Paul entreats us, in his letter to the Hebrews, to “remember those who are in prison, as though you were in prison with them.” It is also those who have served their time and find themselves permanently on the bottom of a brutal caste system who need us to remember them.
Paul also urges us to “remember those who are being tortured, as though we ourselves were being tortured.” We can honor Emmet Louis Till, by remembering that he was tortured and killed solely because he was a young black man.
We have continually taken the place of honor at the table. We have enjoyed incredible freedoms, privileges, rights. The right to vote, the right to live in a decent place, the right to a good education, and for some of us, the right to marry. Paul also urges us to “let marriage be held in honor by all” and how better to honor it than to make sure this human right is shared with everyone.
Paul urges also us to “continue in mutual love,” and if he is following the teachings of Jesus, that means love for everyone, even the stranger, even the outcast, even the lowly.
Martin Luther King wrote, poignantly from the Birmingham jail:
I must confess that over the past few years I have been gravely disappointed with the white moderate. I have almost reached the regrettable conclusion that the Negro’s great stumbling block in his stride for freedom is not the… Ku Klux Klanner, but the white moderate, who is more devoted to “order’ than to justice; who prefers a negative peace which is the absence of tension to a positive peace which is the presence of justice…
King wanted us all to remember that none of us are free until everyone is free.
But there is, in all this seemingly endless, seemingly hopeless struggle, a ray of hope, an almost painfully promising ray of hope. The third anniversary.

On August 28, 2008, Barack Obama accepted the nomination of the Democratic Party for the office of President of the United States. Ninety thousand ecstatic people watched his acceptance speech in a Denver auditorium, and through the media, the whole world was watching. A place of honor had been granted to a person from the struggling class, from an enslaved people.
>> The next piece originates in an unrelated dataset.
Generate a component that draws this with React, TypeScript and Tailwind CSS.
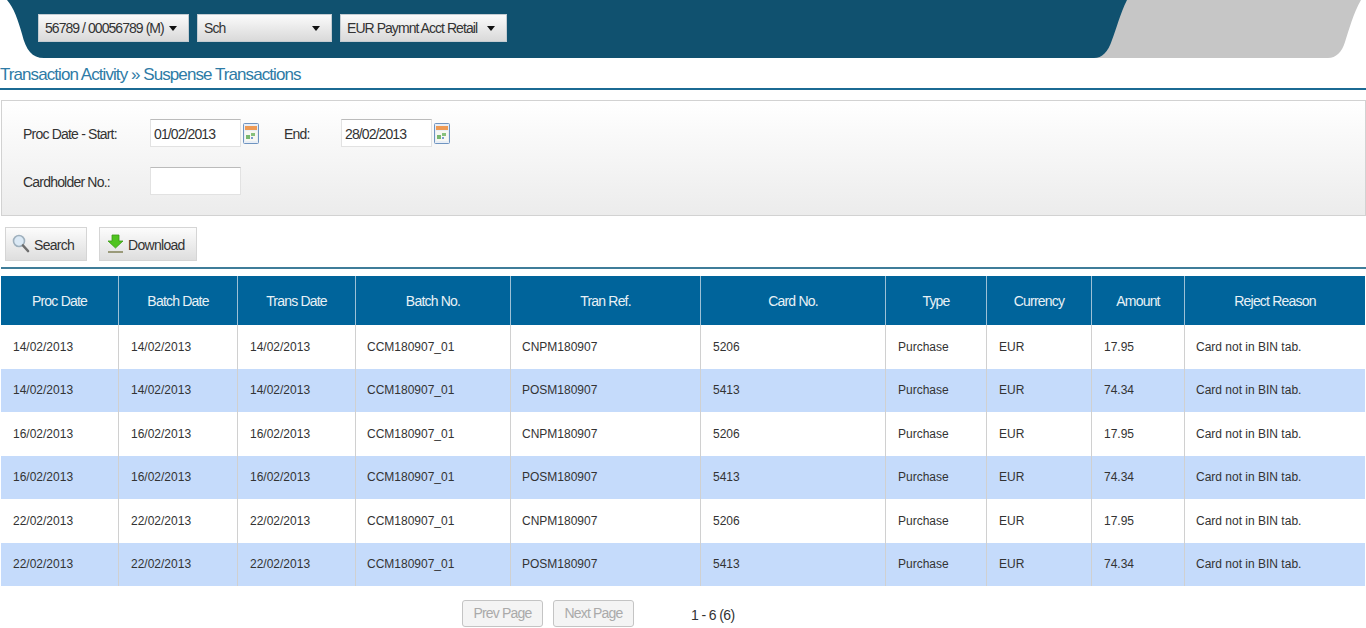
const columns = [
  { label: 'Proc Date', width: 'w-[118px]', pad: 'pl-[12px]' },
  { label: 'Batch Date', width: 'w-[119px]', pad: 'pl-[12px]' },
  { label: 'Trans Date', width: 'w-[118px]', pad: 'pl-[12px]' },
  { label: 'Batch No.', width: 'w-[155px]', pad: 'pl-[11px]' },
  { label: 'Tran Ref.', width: 'w-[190px]', pad: 'pl-[11px]' },
  { label: 'Card No.', width: 'w-[185px]', pad: 'pl-[12px]' },
  { label: 'Type', width: 'w-[101px]', pad: 'pl-[12px]' },
  { label: 'Currency', width: 'w-[105px]', pad: 'pl-[12px]' },
  { label: 'Amount', width: 'w-[93px]', pad: 'pl-[12px]' },
  { label: 'Reject Reason', width: 'w-[180px]', pad: 'pl-[11px]' },
];

const rows = [
  ['14/02/2013', 'CNPM180907', '5206', '17.95'],
  ['14/02/2013', 'POSM180907', '5413', '74.34'],
  ['16/02/2013', 'CNPM180907', '5206', '17.95'],
  ['16/02/2013', 'POSM180907', '5413', '74.34'],
  ['22/02/2013', 'CNPM180907', '5206', '17.95'],
  ['22/02/2013', 'POSM180907', '5413', '74.34'],
];

function Caret() {
  return <span className="w-0 h-0 border-x-[4px] border-x-transparent border-t-[5px] border-t-[#111]" />;
}

function HeaderSelect({ label, width }: { label: string; width: string }) {
  return (
    <div className={`${width} h-[28px] flex items-center justify-between pl-[6px] pr-[11px] whitespace-nowrap text-[14px] tracking-[-0.95px] text-[#333] bg-gradient-to-b from-[#fbfbfb] to-[#d9d9d9] border border-[#c4ccd2]`}>
      <span>{label}</span>
      <Caret />
    </div>
  );
}

function CalendarIcon() {
  return (
    <svg width="16" height="21" viewBox="0 0 16 21" className="shrink-0">
      <rect x="0.5" y="0.5" width="15" height="20" rx="1" fill="#e8eef6" stroke="#6f94c0" />
      <rect x="2" y="3" width="12" height="4" fill="#ee9a55" />
      <rect x="2" y="8" width="12" height="10" fill="#f7f7f2" />
      <rect x="3" y="12" width="4" height="4" fill="#79b76f" />
      <rect x="8" y="10" width="4" height="3" fill="#86c07b" />
      <rect x="8" y="14" width="2" height="2" fill="#7a9ccc" />
    </svg>
  );
}

function TextBox({ value }: { value?: string }) {
  return (
    <div className="w-[91px] h-[28px] flex items-center pl-[3px] pt-[2px] bg-white border border-[#e2e2e2] border-t-[#bbb] text-[14px] tracking-[-0.9px] text-[#333]">
      {value}
    </div>
  );
}

export default function App() {
  return (
    <div className="w-[1366px] h-[628px] overflow-hidden bg-white font-['Liberation_Sans',Arial,sans-serif]">
      <header className="relative h-[58px]">
        <svg width="1366" height="58" viewBox="0 0 1366 58" className="absolute inset-0">
          <path d="M1120 0H1361C1353 14 1349 30 1345 42C1342 52 1336 58 1328 58H1090L1120 0Z" fill="#c6c6c6" />
          <path d="M7 0H1127C1120 14 1116 30 1112 40C1108 52 1102 58 1094 58H44C32 58 26 50 22 34C18 20 14 8 7 0Z" fill="#10516f" />
        </svg>
        <div className="relative flex gap-[8px] pl-[38px] pt-[14px]">
          <HeaderSelect label="56789 / 00056789 (M)" width="w-[151px]" />
          <HeaderSelect label="Sch" width="w-[135px]" />
          <HeaderSelect label="EUR Paymnt Acct Retail" width="w-[167px]" />
        </div>
      </header>

      <h1 className="h-[32px] pt-[3px] flex items-center text-[17px] font-normal tracking-[-0.93px] text-[#2e7ba6] border-b-2 border-[#1b6a93]">
        Transaction Activity » Suspense Transactions
      </h1>

      <section className="mt-[10px] ml-[1px] w-[1365px] h-[116px] pl-[21px] pt-[18px] flex flex-col gap-[20px] border border-[#d2d2d2] bg-gradient-to-b from-white to-[#ececec] text-[14px] tracking-[-0.8px] text-[#333]">
        <div className="flex items-center">
          <span className="w-[127px] pt-[2px]">Proc Date - Start:</span>
          <TextBox value="01/02/2013" />
          <span className="ml-[2px]"><CalendarIcon /></span>
          <span className="ml-[25px] w-[57px] pt-[2px]">End:</span>
          <TextBox value="28/02/2013" />
          <span className="ml-[2px]"><CalendarIcon /></span>
        </div>
        <div className="flex items-center">
          <span className="w-[127px] pt-[2px]">Cardholder No.:</span>
          <TextBox />
        </div>
      </section>

      <div className="flex gap-[12px] pl-[5px] pt-[11px] text-[14px] tracking-[-0.7px] text-[#333]">
        <button className="w-[82px] h-[34px] flex items-center pl-[6px] gap-[4px] border border-[#d5d5d5] bg-gradient-to-b from-[#fcfcfc] to-[#dedede]">
          <svg width="18" height="20" viewBox="0 0 18 20">
            <circle cx="7" cy="7" r="5.5" fill="#dbe9f5" stroke="#9fb0bd" strokeWidth="1.6" />
            <path d="M11 11.5L16 17" stroke="#6e6e6e" strokeWidth="2.6" strokeLinecap="round" />
          </svg>
          <span className="pt-[3px]">Search</span>
        </button>
        <button className="w-[98px] h-[34px] flex items-center pl-[7px] gap-[4px] border border-[#d5d5d5] bg-gradient-to-b from-[#fcfcfc] to-[#dedede]">
          <svg width="17" height="21" viewBox="0 0 17 21">
            <path d="M5 1H12V7H16L8.5 14L1 7H5Z" fill="#4fc41f" stroke="#3c9a18" strokeWidth="0.8" />
            <path d="M1 18H16" stroke="#9a9a7a" strokeWidth="2" />
          </svg>
          <span className="pt-[3px]">Download</span>
        </button>
      </div>

      <div className="mt-[6px] ml-[1px] border-b-2 border-[#3f7d99]" />

      <div className="mt-[7px] ml-[1px] w-[1364px]">
        <div className="flex h-[49px] bg-[#00649b] text-[#e8f1f6] text-[14px] tracking-[-0.8px]">
          {columns.map((col, i) => (
            <div key={col.label} className={`${col.width} pt-[2px] flex items-center justify-center ${i < 9 ? 'border-r border-[#9cc0d6]' : ''}`}>
              {col.label}
            </div>
          ))}
        </div>
        {rows.map((row, r) => {
          const cells = [row[0], row[0], row[0], 'CCM180907_01', row[1], row[2], 'Purchase', 'EUR', row[3], 'Card not in BIN tab.'];
          return (
            <div key={r} className={`flex h-[43.5px] text-[12px] text-[#333] ${r % 2 ? 'bg-[#c5dbfb]' : 'bg-white'}`}>
              {cells.map((cell, i) => (
                <div key={i} className={`${columns[i].width} ${columns[i].pad} flex items-center ${i < 9 ? 'border-r border-[#d0d0d0]' : ''}`}>
                  {cell}
                </div>
              ))}
            </div>
          );
        })}
      </div>

      <div className="flex items-start pt-[14px] pl-[462px] text-[14px] tracking-[-0.8px]">
        <button className="w-[81px] h-[27px] rounded-[3px] border border-[#c4c4c4] bg-[#f4f4f4] text-[#aaa]">Prev Page</button>
        <button className="ml-[10px] w-[81px] h-[27px] rounded-[3px] border border-[#c4c4c4] bg-[#f4f4f4] text-[#aaa]">Next Page</button>
        <span className="ml-[57px] mt-[5px] tracking-[-0.6px] text-[#333]">1 - 6 (6)</span>
      </div>
    </div>
  );
}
Now those troubled young black men whose previous career options had been life in prison or gang membership, had another option: They might become the president of the United States. It seemed to be so tangibly the answer to Dr. King’s dream, to the great promise he held.

We need to continue to dream. Because dreams, like prayers, can move mountains. Can profoundly change hearts. Perhaps Paul was dreaming when he asked so much of us, but it is a beautiful dream: Let mutual love continue. Do not neglect to do good and to share what you have. And do not neglect to show hospitality to those not of your tribe, for by doing that some have entertained angels without even knowing it.